Just to give you an example, if we talk about engineering as a business function, to Motorola, which is a technology company, that’s a critical competitive differentiator, very important, high on the scale of competitiveness. If we look at the complexity and cost of running that today, in Motorola, we have a lot of systems and it’s a high-cost area.

We have somewhere in the neighborhood of 1,800 systems in the company. We manage about 1,000 projects per year that flow out of these decisions. We have about 1,500 employees in the IT organization and are very heavily outsourced in some of the functions. So, we have another few thousand folks who we consider a part of the team, and that’s who have all made this happen.

In order to really be part of the business imperatives to move forward in next-generation business processes, it was too complex to make changes. So, we focused on reducing those systems and doing it in a way that was directly aligned to business change and the directions they would like to go into.

Cost optimization is top of mind

My role at Motorola IT is in what we call CIO Operations. I'm responsible for our project management office (PMO) portfolio, quality, communications, and other activities that support our IT operations. Cost optimization is on everybody’s mind these days, especially with the economy the way it is, and with many business initiatives out there.

The only way we could have managed this is our implementation of one tool and one process, that’s used across the whole Motorola IT environment -- HP’s Project and Portfolio Management Center (PPM). It gives us one place where we contain our "source of truth" for our investment dollars, for the priorities of the business request coming through, and for the things that we've decided to work on.

In that tool, we have every one of our people resources named, as well as what they're working on, and we look at their utilization and movement to the most critical areas. We also manage our project execution to the timelines, schedules, and budgets that we commit to our business partners.

Dashboards and reporting

What’s very important then is that all of this underlying data and management process that we use can be presented back to the business in very good dashboards and reporting, so that we all stay on top of where we are and can be proactive on change, if it’s needed.

About a year ago we moved from a hosted environment, internal to Motorola, to the HP software-as-a-service (SaaS) environment. It works like a charm. No issues with performance. We have had great responsiveness from HP. It does help reduce our support cost, somewhere around 40 to 50 percent.

Moving from hosted to SaaS didn’t affect usability, adoption, or anything. That really was almost seamless. We were using the same application before and after.

I always talk about how IT is sometimes like the cobbler’s children, as the old saying goes. It’s very difficult to justify the investment in IT tools at some points in time, unless you have ones like this, that are showing payback to the business and you use them in a way that everyone is now depending on it. It does become the enterprise resource planning (ERP) system of the IT organization.

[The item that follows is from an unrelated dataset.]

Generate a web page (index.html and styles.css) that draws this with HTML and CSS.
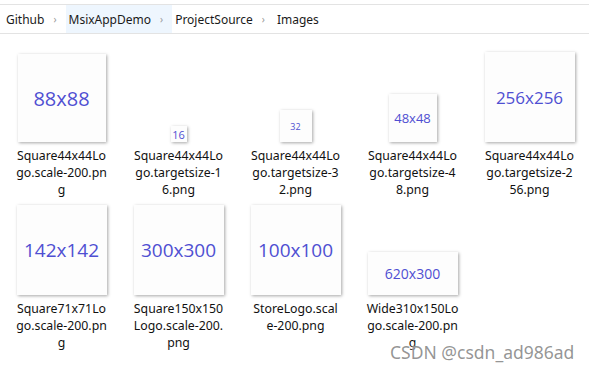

In the last two years we have reduced our cost structure by about 40 percent. That is a big number to do while the business is operating. We have also, on our large projects that we run through the system, shown about a 150 percent payback or return on investment (ROI) for those. That means that the value of the investment for us was placed in the right places.

We have also, on our large projects that we run through the system, shown about a 150 percent payback or return on investment (ROI) for those. That means that the value of the investment for us was placed in the right places.



We've been able to reduce IT support costs by about 25 percent. Previous to this more consolidated system, we were operating in such silos that there were many people doing the same things. So by consolidating, we eliminated about 25 percent of the wasted work.

I think a couple of areas that we need to work at going forward are more on our application support area. That's bringing the tool to manage resources and activities and support operations, tying it a little more tightly into our financial management, and getting a little more granular on the skills and our ability to move our resources around from place to place.